Investing in real estate through the BRRRR strategy (Buy, Rehab, Rent, Refinance, Repeat) can be profitable if the right properties are selected. Identifying the best properties is essential to maximize returns and minimize risks. This guide provides key factors to consider when choosing properties for a successful BRRRR flip.

Location and Neighborhood

The location of a property significantly influences its potential for appreciation and rental income. Look for neighborhoods with strong job markets, good schools, and low crime rates. Areas experiencing growth or revitalization often offer better opportunities for value increase after renovations.

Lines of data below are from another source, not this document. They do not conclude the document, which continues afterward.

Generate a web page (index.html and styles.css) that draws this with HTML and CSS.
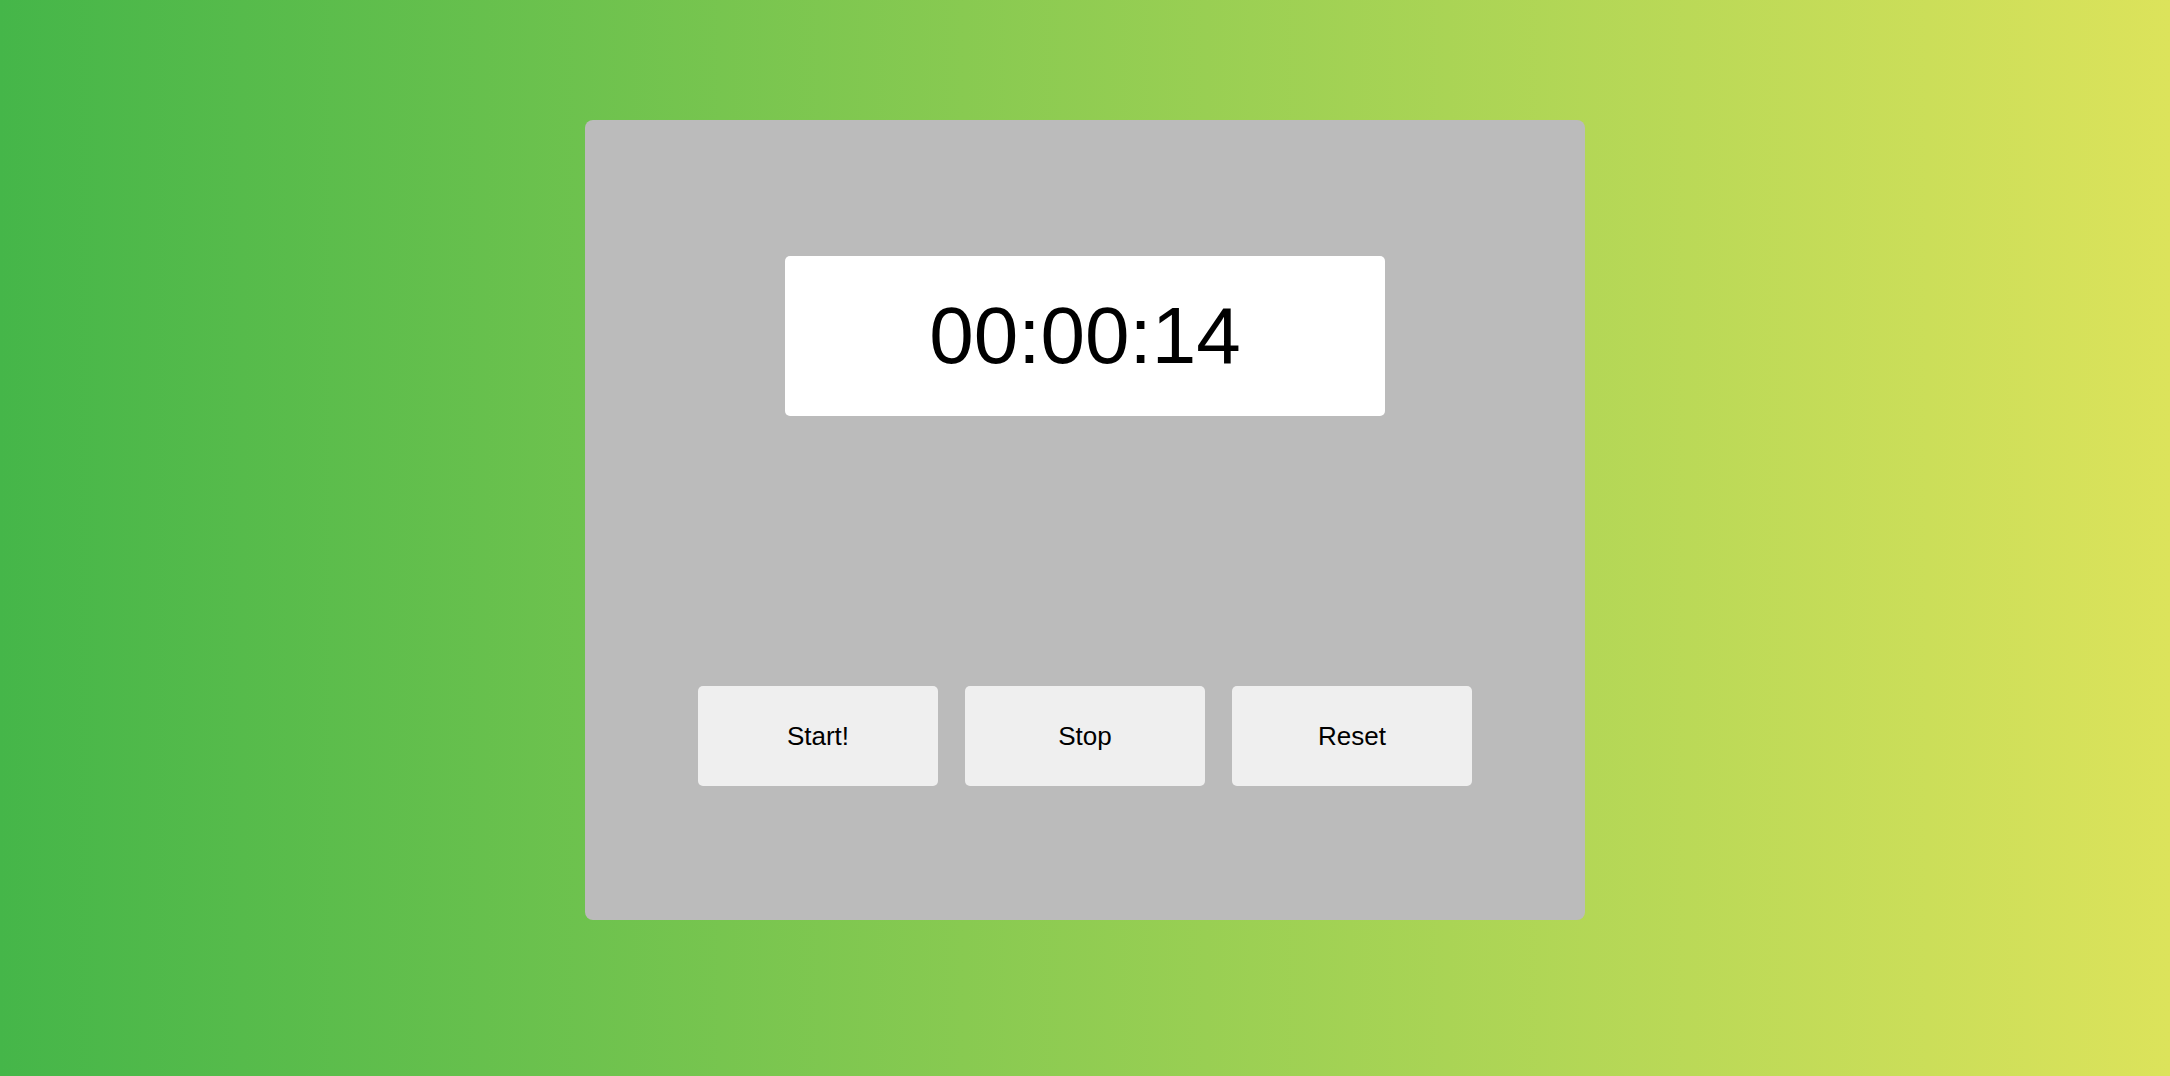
FILE: index.html
```html
<!DOCTYPE html>
<html>
<head>
<meta charset="utf-8">
<link rel="stylesheet" href="styles.css">
</head>
<body>
<div class="card">
  <div class="display">00:00:14</div>
  <div class="controls">
    <button class="btn">Start!</button>
    <button class="btn">Stop</button>
    <button class="btn">Reset</button>
  </div>
</div>
</body>
</html>
```
FILE: styles.css
```css
html, body {
  margin: 0;
  padding: 0;
  height: 100%;
}
body {
  background: linear-gradient(to right, #45b649, #dce35b);
  font-family: "Liberation Sans", Arial, sans-serif;
  overflow: hidden;
}
.card {
  box-sizing: border-box;
  width: 1000px;
  height: 800px;
  margin: 120px auto 0;
  background: #bbbbbb;
  border-radius: 8px;
  padding-top: 136px;
  display: flex;
  flex-direction: column;
  align-items: center;
}
.display {
  width: 600px;
  height: 160px;
  background: #ffffff;
  border-radius: 5px;
  display: flex;
  align-items: center;
  justify-content: center;
  font-size: 80px;
  color: #000;
}
.controls {
  margin-top: 270px;
  display: flex;
  gap: 27px;
}
.btn {
  width: 240px;
  height: 100px;
  border: none;
  border-radius: 5px;
  background: #efefef;
  font-family: "Liberation Sans", Arial, sans-serif;
  font-size: 26px;
  color: #000;
  padding: 0;
}
```
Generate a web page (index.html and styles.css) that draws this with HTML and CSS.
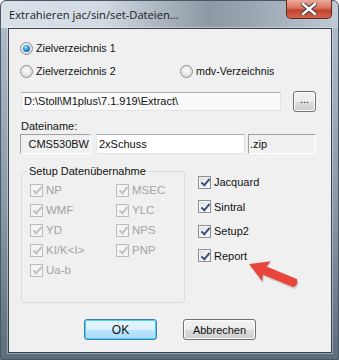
FILE: index.html
```html
<!DOCTYPE html>
<html lang="de">
<head>
    <meta charset="UTF-8">
    <title>Extrahieren jac/sin/set-Dateien...</title>
    <link rel="stylesheet" href="styles.css">
</head>
<body>
    <div class="window">
        <div class="titlebar">
            <span class="title">Extrahieren jac/sin/set-Dateien...</span>
            <div class="close">
                <svg width="16" height="12" viewBox="0 0 16 12">
                    <path d="M2 1 L14 11 M14 1 L2 11" stroke="#3b3b3b" stroke-width="4.4" stroke-linecap="square"/>
                    <path d="M2 1 L14 11 M14 1 L2 11" stroke="#ffffff" stroke-width="2.4" stroke-linecap="square"/>
                </svg>
            </div>
        </div>

        <div class="client">
            <div class="row">
                <label class="radio checked"><span class="circle"></span>Zielverzeichnis 1</label>
            </div>
            <div class="row row2">
                <label class="radio first"><span class="circle"></span>Zielverzeichnis 2</label>
                <label class="radio"><span class="circle"></span>mdv-Verzeichnis</label>
            </div>

            <div class="path-row">
                <div class="field path">D:\Stoll\M1plus\7.1.919\Extract\</div>
                <button class="btn browse">...</button>
            </div>

            <div class="caption">Dateiname:</div>
            <div class="name-row">
                <div class="field ro prefix">CMS530BW</div>
                <div class="field edit">2xSchuss</div>
                <div class="field ro ext">.zip</div>
            </div>

            <div class="mid">
                <fieldset class="group">
                    <legend>Setup Datenübernahme</legend>
                    <div class="grid">
                        <label class="check disabled"><span class="box"></span>NP</label>
                        <label class="check disabled"><span class="box"></span>MSEC</label>
                        <label class="check disabled"><span class="box"></span>WMF</label>
                        <label class="check disabled"><span class="box"></span>YLC</label>
                        <label class="check disabled"><span class="box"></span>YD</label>
                        <label class="check disabled"><span class="box"></span>NPS</label>
                        <label class="check disabled"><span class="box"></span>KI/K&lt;I&gt;</label>
                        <label class="check disabled"><span class="box"></span>PNP</label>
                        <label class="check disabled"><span class="box"></span>Ua-b</label>
                    </div>
                </fieldset>
                <div class="checks">
                    <label class="check"><span class="box"></span>Jacquard</label>
                    <label class="check"><span class="box"></span>Sintral</label>
                    <label class="check"><span class="box"></span>Setup2</label>
                    <label class="check"><span class="box"></span>Report</label>
                </div>
            </div>

            <div class="buttons">
                <button class="btn default">OK</button>
                <button class="btn">Abbrechen</button>
            </div>
        </div>

        <!-- red annotation arrow -->
        <svg class="arrow" width="339" height="360" viewBox="0 0 339 360">
            <g transform="translate(248 263) rotate(22.6)">
                <path d="M0 0 L19 -11 L17 -4.5 L50 -4.5 Q54 0 50 4.5 L17 4.5 L19 11 Z" fill="#000" opacity="0.12" transform="translate(1.5 1.5)"/>
                <path d="M0 0 L19 -11 L17 -4.5 L50 -4.5 Q54 0 50 4.5 L17 4.5 L19 11 Z" fill="#e8453c"/>
            </g>
        </svg>
    </div>
</body>
</html>
```

FILE: styles.css
```css
body {
    margin: 0;
    background: #ffffff;
    font-family: "Liberation Sans", Arial, sans-serif;
    font-size: 11px;
    color: #111;
}
.window {
    position: relative;
    width: 339px;
    height: 360px;
    box-sizing: border-box;
    padding: 0 6px 7px 7px;
    border: 1px solid #4b5864;
    border-radius: 6px 6px 0 0;
    background: linear-gradient(to bottom, #b4c0cb 0%, #8796a5 60%, #5c6d7e 100%);
}
.titlebar {
    height: 27px;
    margin: 0 -6px 0 -7px;
    padding: 0 6px 0 8px;
    display: flex;
    align-items: flex-start;
    justify-content: space-between;
    border-radius: 6px 6px 0 0;
    background: linear-gradient(to right, #d9e1e9 0%, #d2dbe3 30%, #b0bac4 45%, #8d99a5 62%, #9aa6b2 75%, #c0cad4 100%);
}
.title {
    font-family: "Open Sans", sans-serif;
    font-size: 11.2px;
    line-height: 16px;
    padding-top: 6px;
    color: #1a1a1a;
}
.close {
    width: 46px;
    height: 19px;
    box-sizing: border-box;
    border: 1px solid #5a2a22;
    border-top: none;
    border-radius: 0 0 5px 5px;
    background: linear-gradient(to bottom, #eaaa9c 0%, #d9735f 45%, #c2432d 55%, #d3624c 100%);
    display: flex;
    align-items: center;
    justify-content: center;
    margin-top: -1px;
}
.client {
    height: 325px;
    box-sizing: border-box;
    background: #f0f0f0;
    border: 1px solid #38424c;
    box-shadow: 0 0 0 1px rgba(255, 255, 255, 0.35);
    padding: 12px 0 0 11px;
}
.row {
    display: flex;
    height: 14px;
}
.row2 {
    margin-top: 9px;
}
.radio, .check {
    display: flex;
    align-items: center;
    gap: 3px;
    height: 14px;
    line-height: 14px;
}
.radio {
    font-size: 10.7px;
}
.radio.first {
    width: 160px;
}
.circle {
    width: 13px;
    height: 13px;
    box-sizing: border-box;
    border-radius: 50%;
    border: 1px solid #8c8f93;
    background: radial-gradient(circle at 50% 40%, #fdfdfd 0%, #e8e8e8 50%, #cfd0d2 100%);
    display: flex;
    align-items: center;
    justify-content: center;
}
.checked .circle::after {
    content: "";
    width: 7px;
    height: 7px;
    border-radius: 50%;
    background: radial-gradient(circle at 40% 35%, #9ee2fb 0%, #2a8fd6 45%, #0e4f8c 100%);
}
.path-row {
    display: flex;
    align-items: center;
    height: 21px;
    margin-top: 13px;
}
.field {
    box-sizing: border-box;
    height: 19px;
    line-height: 17px;
    white-space: nowrap;
    overflow: hidden;
}
.path {
    width: 260px;
    flex: none;
    margin-left: 1px;
    padding-left: 2px;
    background: #fafafa;
    border: 1px solid #e2e3ea;
    border-top-color: #abadb3;
}
.caption {
    margin-top: 8px;
    line-height: 13px;
    padding-left: 1px;
}
.name-row {
    display: flex;
    margin-top: 1px;
    height: 20px;
}
.name-row .field {
    height: 20px;
    line-height: 18px;
}
.ro {
    background: #f0f0f0;
    border: 1px solid;
    border-color: #a0a0a0 #ffffff #ffffff #a0a0a0;
}
.prefix {
    width: 71px;
    text-align: right;
    padding-right: 1px;
}
.edit {
    width: 149px;
    margin-left: 5px;
    padding-left: 2px;
    background: #ffffff;
    border: 1px solid #e2e3ea;
    border-top-color: #abadb3;
}
.ext {
    width: 68px;
    margin-left: 3px;
    padding-left: 1px;
}
.mid {
    display: flex;
    align-items: flex-start;
    margin-top: 11px;
}
.group {
    width: 164px;
    height: 138px;
    box-sizing: border-box;
    margin: 0 0 0 1px;
    padding: 2px 0 0 0;
    border: 1px solid #d5dfe5;
    border-radius: 3px;
    min-inline-size: 0;
}
.group legend {
    margin-left: 5px;
    padding: 0 2px;
    line-height: 13px;
}
.grid {
    display: grid;
    grid-template-columns: 86px 60px;
    grid-auto-rows: 20px;
    align-items: center;
    margin-left: 8px;
}
.box {
    width: 13px;
    height: 13px;
    box-sizing: border-box;
    border: 1px solid #8e8f8f;
    background: linear-gradient(135deg, #dcdcdc 0%, #f4f4f4 60%, #ffffff 100%);
    box-shadow: inset 0 0 0 1px #f4f4f4;
    position: relative;
}
.box::after {
    content: "";
    position: absolute;
    left: 3.5px;
    top: 0.5px;
    width: 3px;
    height: 7px;
    border: solid #3c5387;
    border-width: 0 2px 2px 0;
    transform: rotate(40deg);
}
.disabled {
    color: #a3a3a3;
    font-size: 11.5px;
}
.disabled .box {
    border-color: #bcbcbc;
    background: #f4f4f4;
}
.disabled .box::after {
    border-color: #c2c2c2;
}
.checks {
    display: flex;
    flex-direction: column;
    gap: 10.6px;
    margin-left: 13px;
    margin-top: 10px;
}
.buttons {
    display: flex;
    gap: 26px;
    margin-top: 16px;
    padding-left: 64px;
}
.btn {
    font-family: "Liberation Sans", Arial, sans-serif;
    font-size: 11px;
    color: #111;
    box-sizing: border-box;
    width: 73px;
    height: 21px;
    border: 1px solid #707070;
    border-radius: 3px;
    background: linear-gradient(to bottom, #f2f2f2 0%, #ebebeb 50%, #dddddd 51%, #cfcfcf 100%);
    box-shadow: inset 0 0 0 1px #fcfcfc;
    padding: 0;
}
.btn.default {
    border-color: #3c7fb1;
    background: linear-gradient(to bottom, #eaf6fd 0%, #d9f0fc 50%, #bee6fd 51%, #a7d9f5 100%);
    box-shadow: inset 0 0 0 1px #48d2f4;
    font-size: 12px;
}
.btn.browse {
    flex: none;
    width: 23px;
    height: 21px;
    margin-left: 12px;
    line-height: 10px;
    padding: 0 0 6px;
}
.arrow {
    position: absolute;
    left: 0;
    top: 0;
    pointer-events: none;
}
```
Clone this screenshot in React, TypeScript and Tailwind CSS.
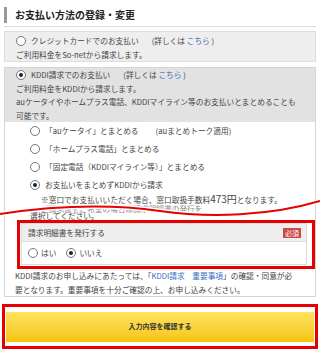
const font = { fontFamily: '"Noto Sans CJK JP", "Noto Sans", sans-serif' };

function Radio({ checked = false }: { checked?: boolean }) {
  return (
    <span className="inline-flex h-[10px] w-[10px] shrink-0 items-center justify-center rounded-full border border-[#777] bg-white">
      {checked && <span className="h-[4px] w-[4px] rounded-full bg-[#222]" />}
    </span>
  );
}

const options = [
  { label: "「auケータイ」とまとめる", note: "(auまとめトーク適用)" },
  { label: "「ホームプラス電話」とまとめる" },
  { label: "「固定電話（KDDIマイライン等）」とまとめる" },
];

export default function App() {
  return (
    <div
      className="relative h-[350px] w-[320px] overflow-hidden whitespace-nowrap bg-white text-[7.7px] leading-[13.5px] text-[#444]"
      style={font}
    >
      <div className="mx-[4px] mt-[7px] flex items-center border-b border-[#ddd] pb-[3px]">
        <span className="h-[16px] border-l-[3px] border-[#999]" />
        <h2 className="ml-[8px] text-[10px] font-bold leading-[14px] text-[#222]">お支払い方法の登録・変更</h2>
      </div>

      <div className="mx-[4px] mt-[4px] border border-[#ddd] bg-[#eeeeee] px-[11px] pt-[2px]">
        <div className="flex items-center gap-[5px]">
          <Radio />
          <span>クレジットカードでのお支払い</span>
          <span className="ml-[8px]">
            (詳しくは <span className="text-[#3a6fc4]">こちら</span> )
          </span>
        </div>
        <p>ご利用料金をSo-netから請求します。</p>
      </div>

      <div className="mx-[4px] mt-[5px] border border-[#d4d4d4]">
        <div className="bg-[#e2e2e2] px-[11px]">
          <div className="flex items-center gap-[5px]">
            <Radio checked />
            <span>KDDI請求でのお支払い</span>
            <span className="ml-[8px]">
              (詳しくは <span className="text-[#3a6fc4]">こちら</span> )
            </span>
          </div>
          <p>ご利用料金をKDDIから請求します。</p>
          <p>
            auケータイやホームプラス電話、KDDIマイライン等のお支払いとまとめることも
            <br />
            可能です。
          </p>
        </div>

        <div className="pl-[25px]">
          {options.map((o) => (
            <div key={o.label} className="flex h-[18px] items-center gap-[5px]">
              <Radio />
              <span>{o.label}</span>
              {o.note && <span className="ml-[12px]">{o.note}</span>}
            </div>
          ))}
          <div className="flex h-[18px] items-center gap-[5px]">
            <Radio checked />
            <span>お支払いをまとめずKDDIから請求</span>
          </div>
          <p className="pl-[11px] leading-[10px]">
            ※窓口でお支払いいただく場合、窓口取扱手数料<span className="text-[10px]">473円</span>となります。
          </p>
          <p className="pl-[11px] leading-[7px] text-[#888]">ご請求書をご希望の場合は請求明細書の発行を</p>
          <p className="leading-[8px]">選択してください。</p>
        </div>

        <div className="relative ml-[12px] mr-[0px] border-[3px] border-[#e60000] bg-white pb-[1px] pl-[1px] pr-[5px]">
          <div className="border border-[#ddd]">
            <div className="flex h-[18px] items-center justify-between border-b border-[#ddd] bg-[#eeeeee] pl-[6px] pr-[5px]">
              <span>請求明細書を発行する</span>
              <span className="bg-[#c9484a] px-[2px] text-[7px] leading-[10px] text-white">必須</span>
            </div>
            <div className="flex h-[22px] items-center gap-[10px] pl-[6px]">
              <span className="flex items-center gap-[3px]">
                <Radio />
                はい
              </span>
              <span className="flex items-center gap-[3px]">
                <Radio checked />
                いいえ
              </span>
            </div>
          </div>
        </div>

        <div className="px-[10px]">
          <p>
            KDDI請求のお申し込みにあたっては、「<span className="text-[#3a6fc4]">KDDI請求　重要事項</span>
            」の確認・同意が必
            <br />
            要となります。重要事項を十分ご確認の上、お申し込みください。
          </p>
        </div>
      </div>

      <div className="mx-[2px] mt-[7px] border-[3px] border-[#e60000] px-[1px] pt-[5px] pb-[4px]">
        <button
          type="button"
          className="flex h-[30px] w-full items-center justify-center bg-gradient-to-b from-[#ffe45c] to-[#f6c400] text-[7px] font-bold text-[#333]"
        >
          入力内容を確認する
        </button>
      </div>

      <svg className="pointer-events-none absolute left-0 top-0" width="320" height="350">
        <path d="M0,214 C60,205 110,204 160,211 S270,216 320,201" fill="none" stroke="#fff" strokeWidth="5" />
        <path d="M0,214 C60,205 110,204 160,211 S270,216 320,201" fill="none" stroke="#e60000" strokeWidth="2" />
      </svg>
    </div>
  );
}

Property Condition and Price

Properties that require cosmetic updates rather than extensive structural repairs are ideal. Analyze the purchase price to ensure it leaves room for renovation costs and still provides a profitable margin. Use comparable sales to assess fair market value and ensure the property is undervalued.

Rental Income Potential

Estimate the potential rental income based on similar properties in the area. Ensure that the projected rent covers mortgage payments, property management, maintenance, and other expenses. A strong rental market increases the likelihood of steady cash flow after refinancing.

Property Type and Size

Single-family homes, duplexes, and small multi-family units are popular choices for BRRRR flips. Consider the property's size, layout, and appeal to target tenants. Properties with flexible layouts or additional units can generate higher rental income.